Just a few months earlier, 49 people were killed at Pulse, a predominantly gay nightclub in Orlando. Fr. Martin wrote this month in the Washington Post: “I found myself disappointed that more Catholic leaders did not offer support to the LGBT community. And that the few who did found it difficult to acknowledge that LGBT people specifically had been targeted for murder.”
Bishop Robert McElroy of San Diego said in a recent America magazine piece that Fr. Martin undertook a “particularly perilous project in this work of evangelization: building bridges between the church and the L.G.B.T. community in the United States.”
The bishop added: “‘Building a Bridge’ is a serious book, and any such work invites substantive criticism and dialogue.
“But alongside this legitimate and substantive criticism of Father Martin’s book, there has arisen both in Catholic journals and on social media a campaign to vilify Father Martin, to distort his work, to label him heterodox, to assassinate his personal character and to annihilate both the ideas and the dialogue that he has initiated.”
McElroy said: “The concerted attack on Father Martin’s work has been driven by three impulses: homophobia, a distortion of fundamental Catholic moral theology and a veiled attack on Pope Francis and his campaign against judgmentalism in the church.”
Martin said in his Washington Post piece: “Navigating through this backlash hasn’t been easy. But I am at peace with the book and with the mission to love and advocate for LGBT Catholics. After all, Francis asked the Jesuits to go to the ‘peripheries’ where people feel the Church isn’t serving them, or where they feel unloved. And I am trying to do what Jesus did, in reaching out to people on the margins and telling them that God created them, God loves them and God welcomes them. And that is the truth.”
These three Jesuits that I’ve interviewed over the years – Martin, Mulligan and O’Sullivan – have very different personalities but all impress with their gentleness of manner, and one would never for a second question their seriousness or commitment.
Paul Johnson, right, at the White House in 2006 when he was awarded
the Presidential Medal of Freedom.

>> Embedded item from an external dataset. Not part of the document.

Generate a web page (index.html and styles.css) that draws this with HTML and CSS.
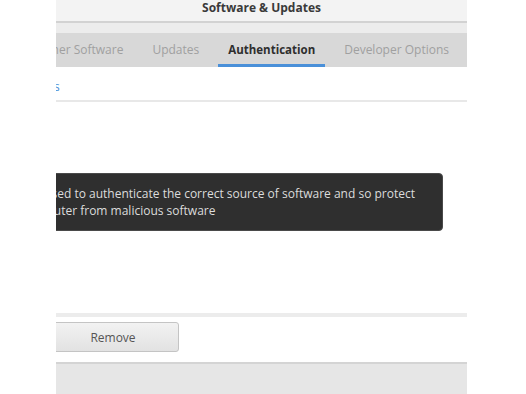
FILE: index.html
```html
<!DOCTYPE html>
<html>
<head>
<meta charset="utf-8">
<link rel="stylesheet" href="styles.css">
</head>
<body>
<div class="window">
  <div class="titlebar">Software &amp; Updates</div>
  <div class="strip"></div>
  <div class="tabbar">
    <span class="tab">Other Software</span>
    <span class="tab">Updates</span>
    <span class="tab active">Authentication</span>
    <span class="tab">Developer Options</span>
  </div>
  <div class="content">
    <div class="label-row"><span class="label">Trusted keys</span></div>
    <div class="sep"></div>
    <div class="list"></div>
    <div class="sep thick"></div>
    <div class="button-row"><button class="btn">Remove</button></div>
    <div class="bottom"></div>
    <div class="tooltip">
      <div class="tip-text">
        <p>Keys are used to authenticate the correct source of software and so protect</p>
        <p>your computer from malicious software</p>
      </div>
    </div>
  </div>
</div>
</body>
</html>
```

FILE: styles.css
```css
* { box-sizing: border-box; }
html, body { margin: 0; padding: 0; background: #ffffff; }
body { font-family: "Open Sans", "Noto Sans", sans-serif; font-size: 12px; }

.window {
  margin-left: 56px;
  width: 411px;
  height: 394px;
  overflow: hidden;
  display: flex;
  flex-direction: column;
  position: relative;
}

.titlebar {
  height: 23px;
  line-height: 16px;
  background: #f3f3f3;
  border-bottom: 2px solid #d2d2d2;
  text-align: center;
  font-weight: 700;
  font-size: 12px;
  color: #3a3a3a;
}

.strip { height: 10px; background: #ececec; }

.tabbar {
  height: 34px;
  background: #d8d8d8;
  display: flex;
  justify-content: flex-end;
  gap: 9px;
  padding-right: 8px;
}
.tab {
  flex: none;
  padding: 2px 10px 0;
  display: flex;
  align-items: center;
  color: #a0a0a0;
  white-space: nowrap;
  border-bottom: 3px solid transparent;
}
.tab.active {
  color: #2e2e2e;
  font-weight: 700;
  font-size: 11.5px;
  border-bottom-color: #4a90d9;
}

.content {
  flex: 1;
  display: flex;
  flex-direction: column;
  background: #ffffff;
  position: relative;
}

.label-row {
  height: 33px;
  display: flex;
  align-items: center;
  padding-top: 6px;
}
.label {
  color: #4a90d9;
  margin-left: -67px;
  white-space: nowrap;
}

.sep { height: 2px; background: #e8e8e8; }
.sep.thick { height: 4px; background: #ececec; }

.list { height: 211px; }

.button-row {
  height: 45px;
  padding-top: 5px;
  display: flex;
}
.btn {
  margin-left: -9px;
  width: 132px;
  height: 30px;
  border: 1px solid #c4c4c4;
  border-radius: 3px;
  background: linear-gradient(#f2f2f2, #e2e2e2);
  font-family: "Open Sans", "Noto Sans", sans-serif;
  font-size: 12px;
  color: #555555;
  padding: 0;
}

.bottom {
  flex: 1;
  background: #e6e6e6;
  border-top: 2px solid #d4d4d4;
}

.tooltip {
  position: absolute;
  top: 106px;
  right: 24px;
  width: 600px;
  height: 58px;
  background: #2f2f2f;
  border: 1px solid #4a4a4a;
  border-radius: 4px;
  padding: 11px 27px 0 0;
  display: flex;
  justify-content: flex-end;
  color: #dcdcdc;
  font-size: 12px;
  line-height: 17px;
}
.tip-text { flex: none; }
.tooltip p { margin: 0; white-space: nowrap; }
```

PHOTO: SHEALAH CRAIGHEAD
One wonders what Paul Johnson, slowing down as he approaches 90, would make of them.
A Daily Telegraph reporter in 2010 found that he’d mellowed somewhat.
She wrote: “[O]ne of the surprising things about Johnson, a man of reliably trenchant views, is that he is a late convert to uncertainty and has moments of insecurity.
“‘I am not by nature a very religious person.’ he says. ‘I could never have been a priest. But religion is something I hang on to very tenaciously, particularly as I get older. I couldn’t do without it. The world is such a horrible and terrifying place in many ways that to have a religious faith is your most precious possession. Militant atheists who go around trying to destroy the faith of young people do a great deal of harm.’”
The reporter said that sounded more like the Johnson of old.
In contrast to his view, though, if writers like Commonweal’s Gehring are any guide, it’s not so much the atheists as the fundamentalists and extremists, those who attack Fr. Martin for example, who are driving young people from Christianity and religious faith.